» **To do**:
Return each line of the data below exactly, omitting any pictures.

» **Dataset excerpt**:
>>
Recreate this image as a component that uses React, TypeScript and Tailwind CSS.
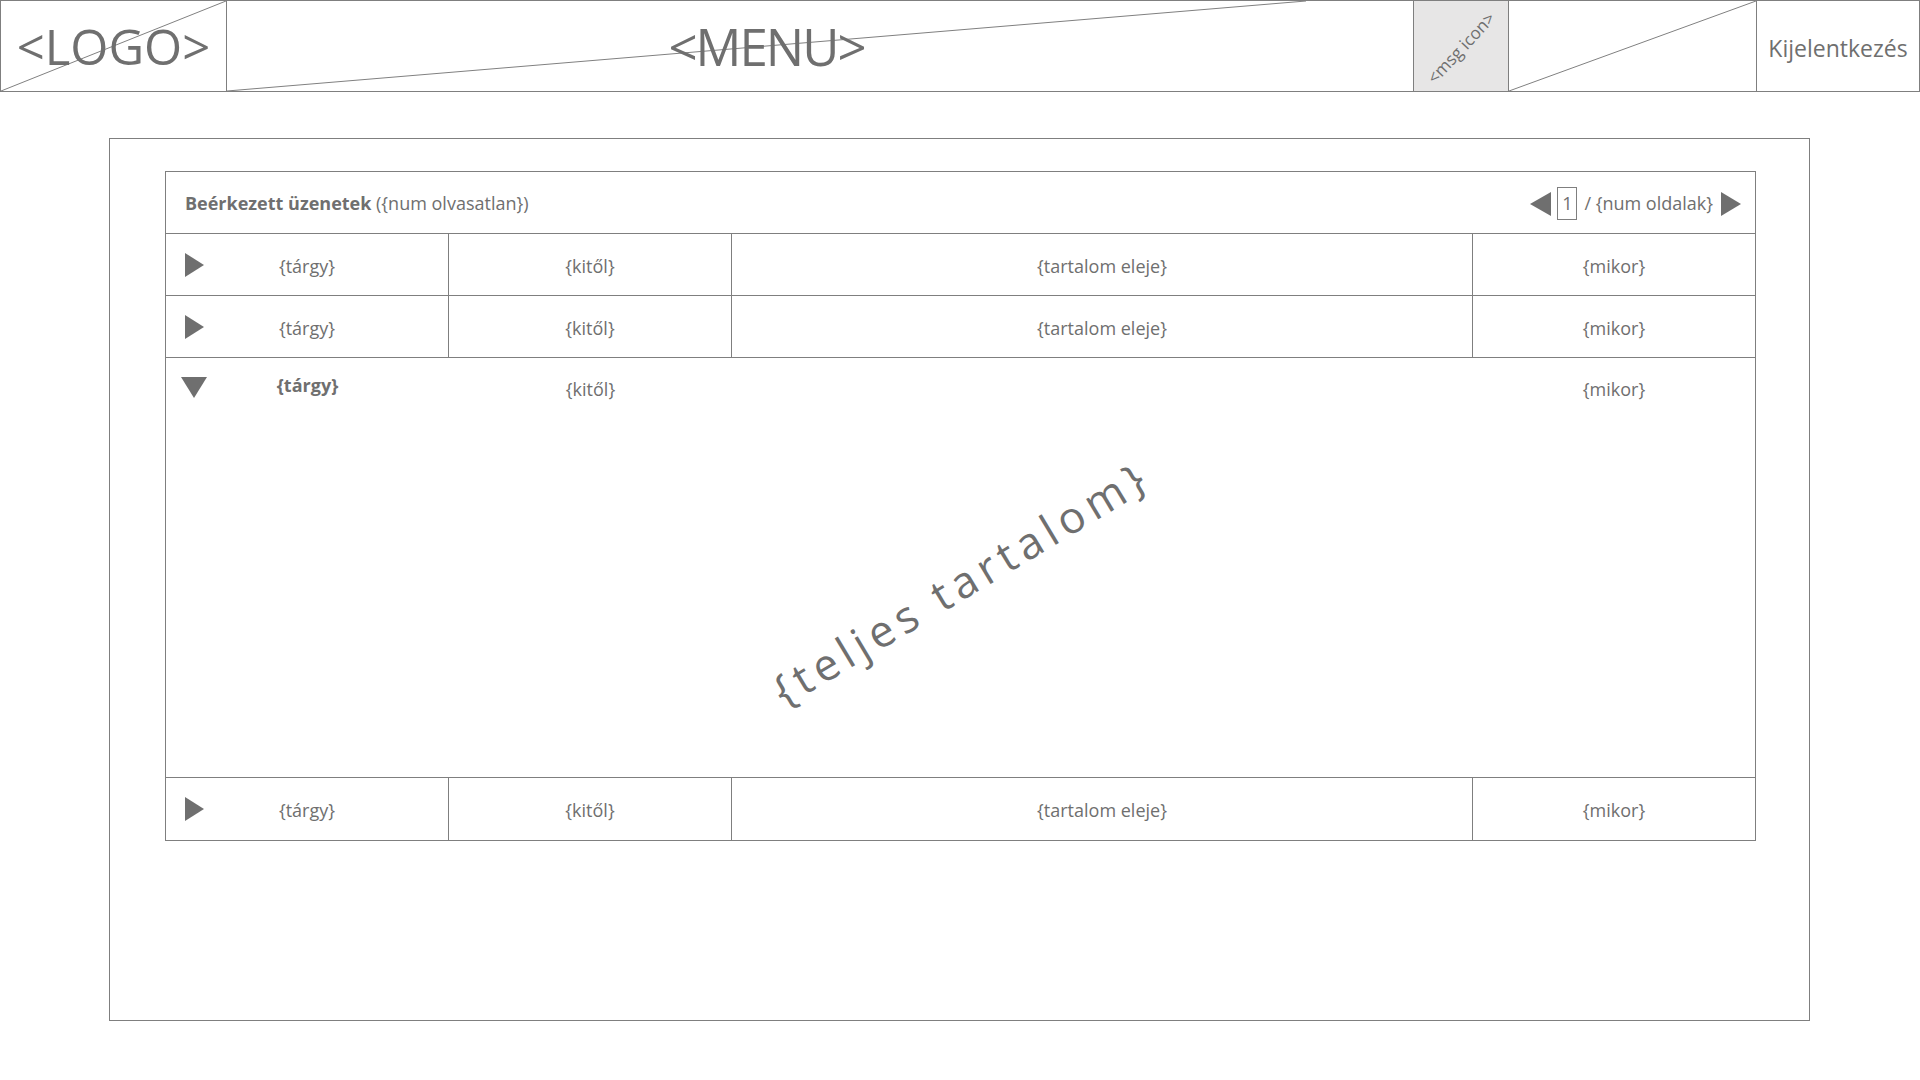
import React from "react";

const font = { fontFamily: '"Open Sans", "Noto Sans", sans-serif' };

function Tri({ dir, w, h }: { dir: "left" | "right" | "down"; w: number; h: number }) {
  const pts =
    dir === "right"
      ? `0,0 ${w},${h / 2} 0,${h}`
      : dir === "left"
      ? `${w},0 0,${h / 2} ${w},${h}`
      : `0,0 ${w},0 ${w / 2},${h}`;
  return (
    <svg width={w} height={h} viewBox={`0 0 ${w} ${h}`} className="shrink-0">
      <polygon points={pts} fill="#6f6f6f" />
    </svg>
  );
}

function Diagonal() {
  return (
    <svg className="absolute inset-0 h-full w-full" viewBox="0 0 100 100" preserveAspectRatio="none">
      <line x1="0" y1="100" x2="100" y2="0" stroke="#808080" strokeWidth="1" vectorEffect="non-scaling-stroke" />
    </svg>
  );
}

function Row({ last }: { last?: boolean }) {
  return (
    <div
      className={
        "grid h-[62px] grid-cols-[283px_283px_741px_1fr] text-[18px] " +
        (last ? "" : "border-b border-[#7f7f7f]")
      }
    >
      <div className="relative flex items-center justify-center border-r border-[#7f7f7f] pt-[3px]">
        <div className="absolute left-[19px] top-[19px]">
          <Tri dir="right" w={19} h={24} />
        </div>
        <span>{"{tárgy}"}</span>
      </div>
      <div className="flex items-center justify-center border-r border-[#7f7f7f] pt-[3px]">{"{kitől}"}</div>
      <div className="flex items-center justify-center border-r border-[#7f7f7f] pt-[3px]">{"{tartalom eleje}"}</div>
      <div className="flex items-center justify-center pt-[3px]">{"{mikor}"}</div>
    </div>
  );
}

export default function App() {
  return (
    <div className="min-h-screen w-[1920px] bg-white text-[#6f6f6f]" style={font}>
      {/* Header */}
      <header className="flex h-[92px] border border-[#7f7f7f]">
        <div className="relative flex w-[226px] shrink-0 items-center justify-center border-r border-[#7f7f7f]">
          <Diagonal />
          <span className="relative text-[49px] leading-none">&lt;LOGO&gt;</span>
        </div>
        <div className="flex w-[1186px] shrink-0">
          <div className="relative flex w-[1079px] items-center justify-center">
            <Diagonal />
            <span className="relative text-[51px] leading-none tracking-[-2px]">&lt;MENU&gt;</span>
          </div>
        </div>
        <div className="flex w-[96px] shrink-0 items-center justify-center border-x border-[#7f7f7f] bg-[#e7e6e6]">
          <span className="mt-[4px] -rotate-[47deg] whitespace-nowrap text-[17px]">&lt;msg icon&gt;</span>
        </div>
        <div className="relative w-[248px] shrink-0 border-r border-[#7f7f7f]">
          <Diagonal />
        </div>
        <div className="flex flex-1 items-center justify-center pt-[4px] text-[23px]">Kijelentkezés</div>
      </header>

      {/* Main */}
      <main className="pl-[109px] pt-[46px]">
        <div className="h-[883px] w-[1701px] border border-[#7f7f7f] pl-[55px] pt-[32px]">
          <div className="w-[1591px] border border-[#7f7f7f]">
            <div className="flex h-[62px] items-center justify-between border-b border-[#7f7f7f] pl-[19px] pr-[14px] pt-[2px] text-[18px]">
              <div>
                <span className="font-bold">Beérkezett üzenetek</span> ({"{num olvasatlan}"})
              </div>
              <div className="flex items-center">
                <Tri dir="left" w={21} h={24} />
                <span className="ml-[6px] flex h-[33px] w-[20px] items-center justify-center border border-[#7f7f7f]">1</span>
                <span className="ml-[7px]">/ {"{num oldalak}"}</span>
                <span className="ml-[8px]">
                  <Tri dir="right" w={20} h={24} />
                </span>
              </div>
            </div>
            <Row />
            <Row />
            <div className="flex h-[420px] flex-col border-b border-[#7f7f7f]">
              <div className="grid h-[58px] grid-cols-[283px_283px_741px_1fr] pt-[4px] text-[18px]">
                <div className="relative flex items-center justify-center">
                  <div className="absolute left-[15px] top-[15px]">
                    <Tri dir="down" w={26} h={21} />
                  </div>
                  <span className="-mt-[8px] font-bold">{"{tárgy}"}</span>
                </div>
                <div className="flex items-center justify-center">{"{kitől}"}</div>
                <div />
                <div className="flex items-center justify-center">{"{mikor}"}</div>
              </div>
              <div className="flex flex-1 items-center justify-center pb-[30px]">
                <span className="-rotate-[31deg] whitespace-nowrap text-[44px] tracking-[6px]">{"{teljes tartalom}"}</span>
              </div>
            </div>
            <Row last />
          </div>
        </div>
      </main>
    </div>
  );
}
<<
» **Response**:
Recreate this image as a component that uses React, TypeScript and Tailwind CSS.
import React from "react";

const font = { fontFamily: '"Open Sans", "Noto Sans", sans-serif' };

function Tri({ dir, w, h }: { dir: "left" | "right" | "down"; w: number; h: number }) {
  const pts =
    dir === "right"
      ? `0,0 ${w},${h / 2} 0,${h}`
      : dir === "left"
      ? `${w},0 0,${h / 2} ${w},${h}`
      : `0,0 ${w},0 ${w / 2},${h}`;
  return (
    <svg width={w} height={h} viewBox={`0 0 ${w} ${h}`} className="shrink-0">
      <polygon points={pts} fill="#6f6f6f" />
    </svg>
  );
}

function Diagonal() {
  return (
    <svg className="absolute inset-0 h-full w-full" viewBox="0 0 100 100" preserveAspectRatio="none">
      <line x1="0" y1="100" x2="100" y2="0" stroke="#808080" strokeWidth="1" vectorEffect="non-scaling-stroke" />
    </svg>
  );
}

function Row({ last }: { last?: boolean }) {
  return (
    <div
      className={
        "grid h-[62px] grid-cols-[283px_283px_741px_1fr] text-[18px] " +
        (last ? "" : "border-b border-[#7f7f7f]")
      }
    >
      <div className="relative flex items-center justify-center border-r border-[#7f7f7f] pt-[3px]">
        <div className="absolute left-[19px] top-[19px]">
          <Tri dir="right" w={19} h={24} />
        </div>
        <span>{"{tárgy}"}</span>
      </div>
      <div className="flex items-center justify-center border-r border-[#7f7f7f] pt-[3px]">{"{kitől}"}</div>
      <div className="flex items-center justify-center border-r border-[#7f7f7f] pt-[3px]">{"{tartalom eleje}"}</div>
      <div className="flex items-center justify-center pt-[3px]">{"{mikor}"}</div>
    </div>
  );
}

export default function App() {
  return (
    <div className="min-h-screen w-[1920px] bg-white text-[#6f6f6f]" style={font}>
      {/* Header */}
      <header className="flex h-[92px] border border-[#7f7f7f]">
        <div className="relative flex w-[226px] shrink-0 items-center justify-center border-r border-[#7f7f7f]">
          <Diagonal />
          <span className="relative text-[49px] leading-none">&lt;LOGO&gt;</span>
        </div>
        <div className="flex w-[1186px] shrink-0">
          <div className="relative flex w-[1079px] items-center justify-center">
            <Diagonal />
            <span className="relative text-[51px] leading-none tracking-[-2px]">&lt;MENU&gt;</span>
          </div>
        </div>
        <div className="flex w-[96px] shrink-0 items-center justify-center border-x border-[#7f7f7f] bg-[#e7e6e6]">
          <span className="mt-[4px] -rotate-[47deg] whitespace-nowrap text-[17px]">&lt;msg icon&gt;</span>
        </div>
        <div className="relative w-[248px] shrink-0 border-r border-[#7f7f7f]">
          <Diagonal />
        </div>
        <div className="flex flex-1 items-center justify-center pt-[4px] text-[23px]">Kijelentkezés</div>
      </header>

      {/* Main */}
      <main className="pl-[109px] pt-[46px]">
        <div className="h-[883px] w-[1701px] border border-[#7f7f7f] pl-[55px] pt-[32px]">
          <div className="w-[1591px] border border-[#7f7f7f]">
            <div className="flex h-[62px] items-center justify-between border-b border-[#7f7f7f] pl-[19px] pr-[14px] pt-[2px] text-[18px]">
              <div>
                <span className="font-bold">Beérkezett üzenetek</span> ({"{num olvasatlan}"})
              </div>
              <div className="flex items-center">
                <Tri dir="left" w={21} h={24} />
                <span className="ml-[6px] flex h-[33px] w-[20px] items-center justify-center border border-[#7f7f7f]">1</span>
                <span className="ml-[7px]">/ {"{num oldalak}"}</span>
                <span className="ml-[8px]">
                  <Tri dir="right" w={20} h={24} />
                </span>
              </div>
            </div>
            <Row />
            <Row />
            <div className="flex h-[420px] flex-col border-b border-[#7f7f7f]">
              <div className="grid h-[58px] grid-cols-[283px_283px_741px_1fr] pt-[4px] text-[18px]">
                <div className="relative flex items-center justify-center">
                  <div className="absolute left-[15px] top-[15px]">
                    <Tri dir="down" w={26} h={21} />
                  </div>
                  <span className="-mt-[8px] font-bold">{"{tárgy}"}</span>
                </div>
                <div className="flex items-center justify-center">{"{kitől}"}</div>
                <div />
                <div className="flex items-center justify-center">{"{mikor}"}</div>
              </div>
              <div className="flex flex-1 items-center justify-center pb-[30px]">
                <span className="-rotate-[31deg] whitespace-nowrap text-[44px] tracking-[6px]">{"{teljes tartalom}"}</span>
              </div>
            </div>
            <Row last />
          </div>
        </div>
      </main>
    </div>
  );
}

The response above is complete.